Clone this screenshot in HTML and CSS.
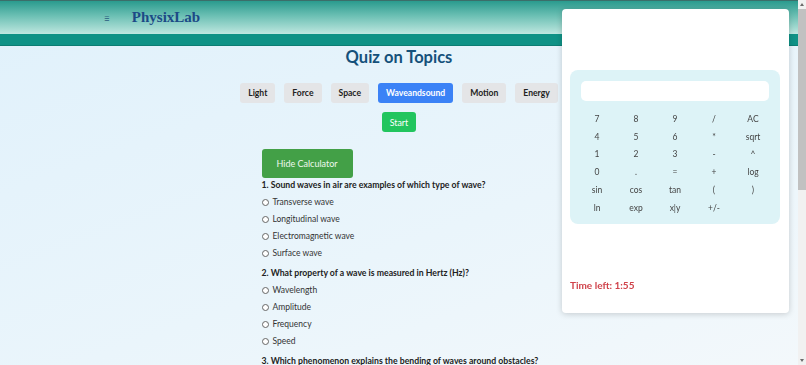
FILE: index.html
```html
<!DOCTYPE html>
<html lang="en">
<head>
<meta charset="utf-8">
<title>PhysixLab Quiz</title>
<link rel="stylesheet" href="styles.css">
</head>
<body>
<div class="window">
<div class="page">
<header class="topbar">
  <span class="burger">&#8801;</span>
  <span class="brand">PhysixLab</span>
</header>
<div class="stripe"></div>
<main class="main">
  <h2 class="title">Quiz on Topics</h2>
  <div class="topics">
    <button class="topic">Light</button>
    <button class="topic">Force</button>
    <button class="topic">Space</button>
    <button class="topic active">Waveandsound</button>
    <button class="topic">Motion</button>
    <button class="topic">Energy</button>
  </div>
  <div class="start-row"><button class="start">Start</button></div>
  <section class="quiz">
    <button class="hide-calc">Hide Calculator</button>
    <div class="question">
      <div class="q-title">1. Sound waves in air are examples of which type of wave?</div>
      <label class="option"><span class="radio"></span>Transverse wave</label>
      <label class="option"><span class="radio"></span>Longitudinal wave</label>
      <label class="option"><span class="radio"></span>Electromagnetic wave</label>
      <label class="option"><span class="radio"></span>Surface wave</label>
    </div>
    <div class="question">
      <div class="q-title">2. What property of a wave is measured in Hertz (Hz)?</div>
      <label class="option"><span class="radio"></span>Wavelength</label>
      <label class="option"><span class="radio"></span>Amplitude</label>
      <label class="option"><span class="radio"></span>Frequency</label>
      <label class="option"><span class="radio"></span>Speed</label>
    </div>
    <div class="question">
      <div class="q-title">3. Which phenomenon explains the bending of waves around obstacles?</div>
    </div>
  </section>
</main>
</div>
<div class="scrollbar">
  <span class="sb-btn"><span class="arrow-up"></span></span>
  <span class="sb-thumb"></span>
  <span class="sb-track"></span>
  <span class="sb-btn"><span class="arrow-down"></span></span>
</div>
</div>

<aside class="calc-panel">
  <div class="calc">
    <div class="display"></div>
    <div class="keys">
      <span>7</span><span>8</span><span>9</span><span>/</span><span>AC</span>
      <span>4</span><span>5</span><span>6</span><span>*</span><span>sqrt</span>
      <span>1</span><span>2</span><span>3</span><span>-</span><span>^</span>
      <span>0</span><span>.</span><span>=</span><span>+</span><span>log</span>
      <span>sin</span><span>cos</span><span>tan</span><span>(</span><span>)</span>
      <span>ln</span><span>exp</span><span>x|y</span><span>+/-</span><span></span>
    </div>
  </div>
  <div class="timer">Time left: 1:55</div>
</aside>
</body>
</html>
```

FILE: styles.css
```css
html, body {
  height: 100%;
  margin: 0;
  overflow: hidden;
}
body {
  font-family: Lato, "Open Sans", sans-serif;
  color: #222;
}
.window {
  display: flex;
  height: 100vh;
}
.page {
  flex: 1;
  overflow: hidden;
  background: linear-gradient(160deg, #e0f1fb 0%, #eaf5fb 60%, #f3f8fb 100%);
}
.scrollbar {
  width: 8px;
  display: flex;
  flex-direction: column;
  background: #f1f1f1;
}
.sb-btn {
  height: 9px;
  display: flex;
  align-items: center;
  justify-content: center;
}
.sb-thumb {
  height: 181px;
  background: #c1c1c1;
}
.sb-track {
  flex: 1;
}
.arrow-up {
  border-left: 2.5px solid transparent;
  border-right: 2.5px solid transparent;
  border-bottom: 3px solid #6b6b6b;
}
.arrow-down {
  border-left: 2.5px solid transparent;
  border-right: 2.5px solid transparent;
  border-top: 3px solid #6b6b6b;
}

.topbar {
  height: 34px;
  display: flex;
  align-items: center;
  padding-left: 104px;
  gap: 22px;
  background: linear-gradient(180deg, #2a9b8e 0%, #6cc0b4 45%, #bfe7e0 100%);
  border-top: 1px solid #3b6e6a;
  box-sizing: border-box;
}
.burger {
  font-size: 10px;
  color: #2b5b80;
}
.brand {
  font-family: "Liberation Serif", "DejaVu Serif", serif;
  font-weight: bold;
  font-size: 15px;
  color: #1c4a86;
}
.stripe {
  height: 12px;
  background: #0f9286;
  border-bottom: 1px solid #0c7d73;
  box-sizing: border-box;
}
.title {
  margin: 0;
  text-align: center;
  font-size: 16.5px;
  line-height: 22px;
  font-weight: 700;
  color: #14507a;
}
.topics {
  display: flex;
  justify-content: center;
  gap: 9px;
  margin-top: 15px;
}
.topic {
  height: 20px;
  padding: 0 8px;
  border: none;
  border-radius: 3px;
  background: #e4e5e7;
  color: #222;
  font-family: inherit;
  font-weight: 700;
  font-size: 8.6px;
}
.topic.active {
  background: #3b82f6;
  color: #fff;
}
.start-row {
  display: flex;
  justify-content: center;
  margin-top: 9px;
}
.start {
  height: 20px;
  padding: 0 8px;
  border: none;
  border-radius: 3px;
  background: #22c55e;
  color: #fff;
  font-family: inherit;
  font-size: 8.8px;
}
.quiz {
  width: 275px;
  margin: 17px auto 0;
  white-space: nowrap;
}
.hide-calc {
  display: block;
  width: 91px;
  height: 29px;
  border: none;
  border-radius: 3px;
  background: #43a047;
  color: #eef8ee;
  font-family: inherit;
  font-size: 9px;
}
.question {
  margin-bottom: 4.5px;
}
.q-title {
  height: 14px;
  line-height: 14px;
  font-size: 8.7px;
  font-weight: 700;
  margin-bottom: 1.5px;
}
.option {
  display: flex;
  align-items: center;
  height: 17px;
  font-size: 8.5px;
  color: #333;
}
.radio {
  width: 5px;
  height: 5px;
  border: 1px solid #666;
  border-radius: 50%;
  background: #fff;
  margin: 0 4px 0 0;
}

.calc-panel {
  position: fixed;
  top: 9px;
  right: 17px;
  width: 227px;
  height: 304px;
  box-sizing: border-box;
  padding: 61px 9px 0 8px;
  background: #fff;
  border-radius: 4px;
  box-shadow: 0 1px 6px rgba(0, 0, 0, 0.18);
}
.calc {
  background: #ddf3f7;
  border-radius: 8px;
  padding: 11px 0 0;
  height: 154px;
  box-sizing: border-box;
  display: flex;
  flex-direction: column;
  align-items: center;
}
.display {
  width: 188px;
  height: 20px;
  background: #fff;
  border-radius: 5px;
}
.keys {
  margin-top: 9px;
  width: 195px;
  display: grid;
  grid-template-columns: repeat(5, 1fr);
  grid-auto-rows: 17.8px;
  align-items: center;
  text-align: center;
  font-size: 8.5px;
  color: #444;
}
.timer {
  margin-top: 55px;
  font-size: 10px;
  font-weight: 700;
  color: #d0434b;
}
```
————
• What the task requires: Repeat the material above word for word and skip every image in it.

• Task solution:
Clone this screenshot in HTML and CSS.
FILE: index.html
```html
<!DOCTYPE html>
<html lang="en">
<head>
<meta charset="utf-8">
<title>PhysixLab Quiz</title>
<link rel="stylesheet" href="styles.css">
</head>
<body>
<div class="window">
<div class="page">
<header class="topbar">
  <span class="burger">&#8801;</span>
  <span class="brand">PhysixLab</span>
</header>
<div class="stripe"></div>
<main class="main">
  <h2 class="title">Quiz on Topics</h2>
  <div class="topics">
    <button class="topic">Light</button>
    <button class="topic">Force</button>
    <button class="topic">Space</button>
    <button class="topic active">Waveandsound</button>
    <button class="topic">Motion</button>
    <button class="topic">Energy</button>
  </div>
  <div class="start-row"><button class="start">Start</button></div>
  <section class="quiz">
    <button class="hide-calc">Hide Calculator</button>
    <div class="question">
      <div class="q-title">1. Sound waves in air are examples of which type of wave?</div>
      <label class="option"><span class="radio"></span>Transverse wave</label>
      <label class="option"><span class="radio"></span>Longitudinal wave</label>
      <label class="option"><span class="radio"></span>Electromagnetic wave</label>
      <label class="option"><span class="radio"></span>Surface wave</label>
    </div>
    <div class="question">
      <div class="q-title">2. What property of a wave is measured in Hertz (Hz)?</div>
      <label class="option"><span class="radio"></span>Wavelength</label>
      <label class="option"><span class="radio"></span>Amplitude</label>
      <label class="option"><span class="radio"></span>Frequency</label>
      <label class="option"><span class="radio"></span>Speed</label>
    </div>
    <div class="question">
      <div class="q-title">3. Which phenomenon explains the bending of waves around obstacles?</div>
    </div>
  </section>
</main>
</div>
<div class="scrollbar">
  <span class="sb-btn"><span class="arrow-up"></span></span>
  <span class="sb-thumb"></span>
  <span class="sb-track"></span>
  <span class="sb-btn"><span class="arrow-down"></span></span>
</div>
</div>

<aside class="calc-panel">
  <div class="calc">
    <div class="display"></div>
    <div class="keys">
      <span>7</span><span>8</span><span>9</span><span>/</span><span>AC</span>
      <span>4</span><span>5</span><span>6</span><span>*</span><span>sqrt</span>
      <span>1</span><span>2</span><span>3</span><span>-</span><span>^</span>
      <span>0</span><span>.</span><span>=</span><span>+</span><span>log</span>
      <span>sin</span><span>cos</span><span>tan</span><span>(</span><span>)</span>
      <span>ln</span><span>exp</span><span>x|y</span><span>+/-</span><span></span>
    </div>
  </div>
  <div class="timer">Time left: 1:55</div>
</aside>
</body>
</html>
```

FILE: styles.css
```css
html, body {
  height: 100%;
  margin: 0;
  overflow: hidden;
}
body {
  font-family: Lato, "Open Sans", sans-serif;
  color: #222;
}
.window {
  display: flex;
  height: 100vh;
}
.page {
  flex: 1;
  overflow: hidden;
  background: linear-gradient(160deg, #e0f1fb 0%, #eaf5fb 60%, #f3f8fb 100%);
}
.scrollbar {
  width: 8px;
  display: flex;
  flex-direction: column;
  background: #f1f1f1;
}
.sb-btn {
  height: 9px;
  display: flex;
  align-items: center;
  justify-content: center;
}
.sb-thumb {
  height: 181px;
  background: #c1c1c1;
}
.sb-track {
  flex: 1;
}
.arrow-up {
  border-left: 2.5px solid transparent;
  border-right: 2.5px solid transparent;
  border-bottom: 3px solid #6b6b6b;
}
.arrow-down {
  border-left: 2.5px solid transparent;
  border-right: 2.5px solid transparent;
  border-top: 3px solid #6b6b6b;
}

.topbar {
  height: 34px;
  display: flex;
  align-items: center;
  padding-left: 104px;
  gap: 22px;
  background: linear-gradient(180deg, #2a9b8e 0%, #6cc0b4 45%, #bfe7e0 100%);
  border-top: 1px solid #3b6e6a;
  box-sizing: border-box;
}
.burger {
  font-size: 10px;
  color: #2b5b80;
}
.brand {
  font-family: "Liberation Serif", "DejaVu Serif", serif;
  font-weight: bold;
  font-size: 15px;
  color: #1c4a86;
}
.stripe {
  height: 12px;
  background: #0f9286;
  border-bottom: 1px solid #0c7d73;
  box-sizing: border-box;
}
.title {
  margin: 0;
  text-align: center;
  font-size: 16.5px;
  line-height: 22px;
  font-weight: 700;
  color: #14507a;
}
.topics {
  display: flex;
  justify-content: center;
  gap: 9px;
  margin-top: 15px;
}
.topic {
  height: 20px;
  padding: 0 8px;
  border: none;
  border-radius: 3px;
  background: #e4e5e7;
  color: #222;
  font-family: inherit;
  font-weight: 700;
  font-size: 8.6px;
}
.topic.active {
  background: #3b82f6;
  color: #fff;
}
.start-row {
  display: flex;
  justify-content: center;
  margin-top: 9px;
}
.start {
  height: 20px;
  padding: 0 8px;
  border: none;
  border-radius: 3px;
  background: #22c55e;
  color: #fff;
  font-family: inherit;
  font-size: 8.8px;
}
.quiz {
  width: 275px;
  margin: 17px auto 0;
  white-space: nowrap;
}
.hide-calc {
  display: block;
  width: 91px;
  height: 29px;
  border: none;
  border-radius: 3px;
  background: #43a047;
  color: #eef8ee;
  font-family: inherit;
  font-size: 9px;
}
.question {
  margin-bottom: 4.5px;
}
.q-title {
  height: 14px;
  line-height: 14px;
  font-size: 8.7px;
  font-weight: 700;
  margin-bottom: 1.5px;
}
.option {
  display: flex;
  align-items: center;
  height: 17px;
  font-size: 8.5px;
  color: #333;
}
.radio {
  width: 5px;
  height: 5px;
  border: 1px solid #666;
  border-radius: 50%;
  background: #fff;
  margin: 0 4px 0 0;
}

.calc-panel {
  position: fixed;
  top: 9px;
  right: 17px;
  width: 227px;
  height: 304px;
  box-sizing: border-box;
  padding: 61px 9px 0 8px;
  background: #fff;
  border-radius: 4px;
  box-shadow: 0 1px 6px rgba(0, 0, 0, 0.18);
}
.calc {
  background: #ddf3f7;
  border-radius: 8px;
  padding: 11px 0 0;
  height: 154px;
  box-sizing: border-box;
  display: flex;
  flex-direction: column;
  align-items: center;
}
.display {
  width: 188px;
  height: 20px;
  background: #fff;
  border-radius: 5px;
}
.keys {
  margin-top: 9px;
  width: 195px;
  display: grid;
  grid-template-columns: repeat(5, 1fr);
  grid-auto-rows: 17.8px;
  align-items: center;
  text-align: center;
  font-size: 8.5px;
  color: #444;
}
.timer {
  margin-top: 55px;
  font-size: 10px;
  font-weight: 700;
  color: #d0434b;
}
```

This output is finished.